Over 20 years ago, the National Library of Medicine shared a report showing that Black Americans under the age of 70 were dying at a rate nearly twice that of white Americans. That was over two decades ago. Surely, things (and by “things” we mean systemic issues within the healthcare system, access to good medical care, access to nutritious foods, affordability of health insurance etc.) would have improved since then, right? No. The Marshall Project reports that Black Americans still die younger at almost every age group at a higher rate compared to white Americans.

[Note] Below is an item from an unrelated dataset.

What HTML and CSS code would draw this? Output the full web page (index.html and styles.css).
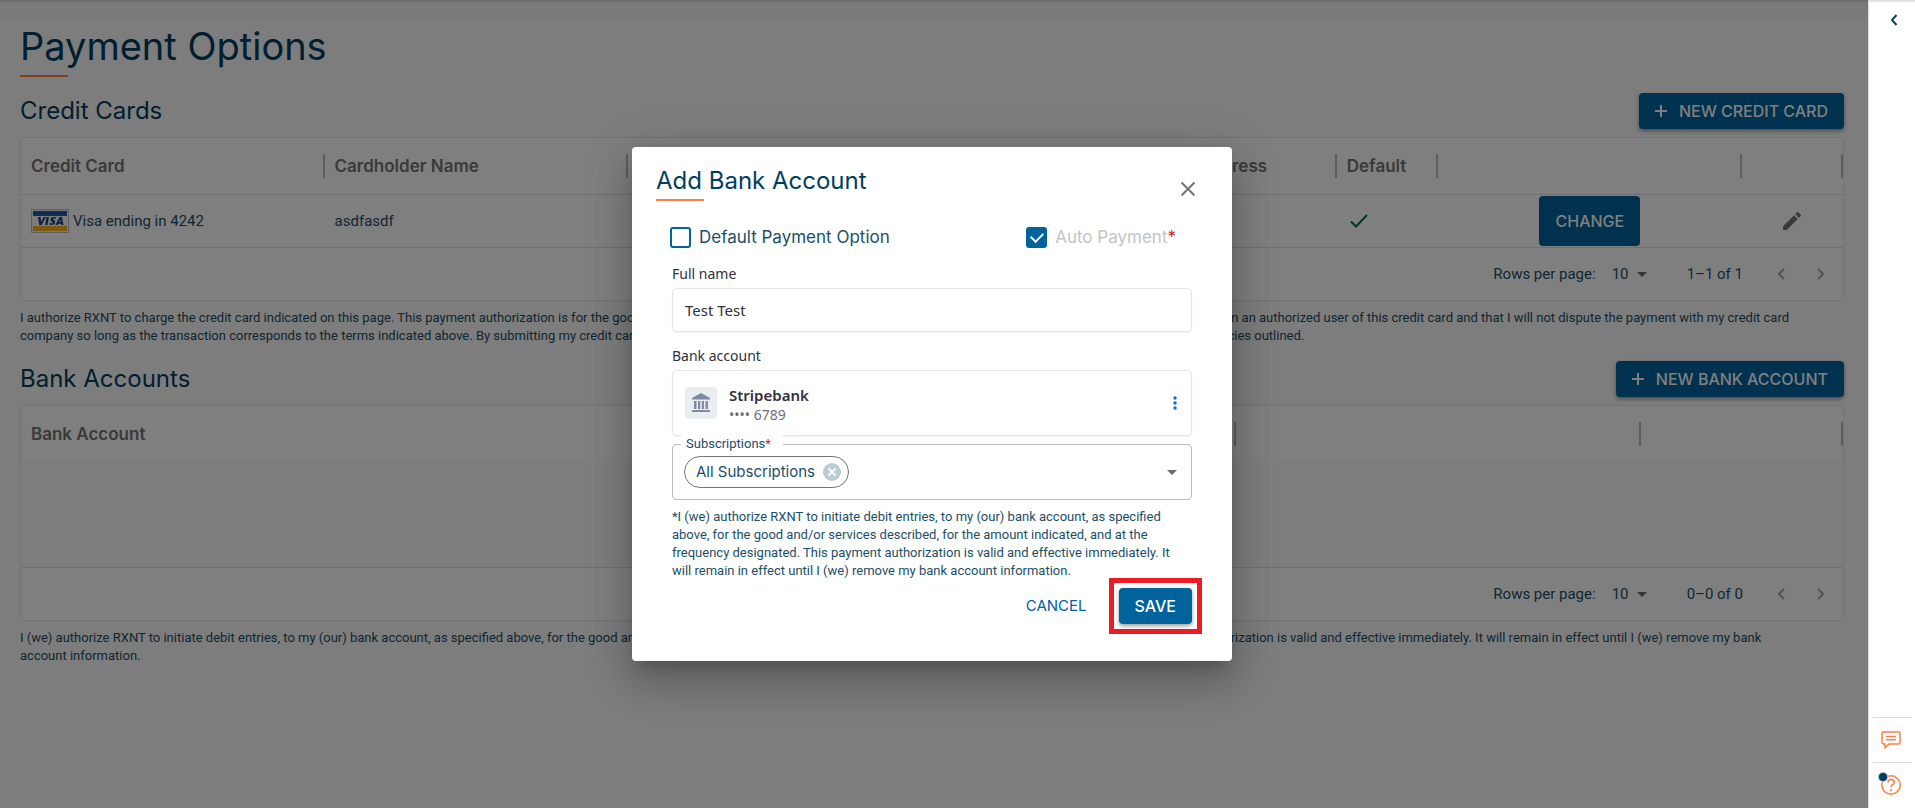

Now the CDC reports that total life expectancy in the U.S. just dropped for the second consecutive year – with drug overdoses in large part to blame. We can’t talk about drug use without talking about its causes, including depression, stress, trauma and homelessness. And we cannot talk about those issues without recognizing that Black Americans face each of these at a higher rate than other groups. Prioritizing mental and emotional well-being has never been more important – it’s a matter of life and death. MADAMENOIRE wants to emphasize the importance of practicing more zen in your life. Here are ways to bring out big zen energy in the coming year.


Stop Multitasking

A woman, a young black woman, walks through the streets of Barcelona on a beautiful sunny winter day

Source: Milan Markovic / Getty

Do you read work emails while you eat lunch? Or talk to customer service while you go for your walk? Multitasking might make you feel like you’re getting more done in less time. But what you’re actually doing is robbing yourself of the chance to be present. Give yourself the space to do just one thing at a time. This allows you to focus on it and be present.

When eating a meal, doing just that gives you the chance to focus on the flavors of the food and on your gratitude for a full fridge. When going for a walk, leave your phone at home, so you can focus on the beauty of your surroundings and the sensations of moving your body. There are many uplifting and rewarding sensations to be had in everything we do, but you miss out on them if you multitask.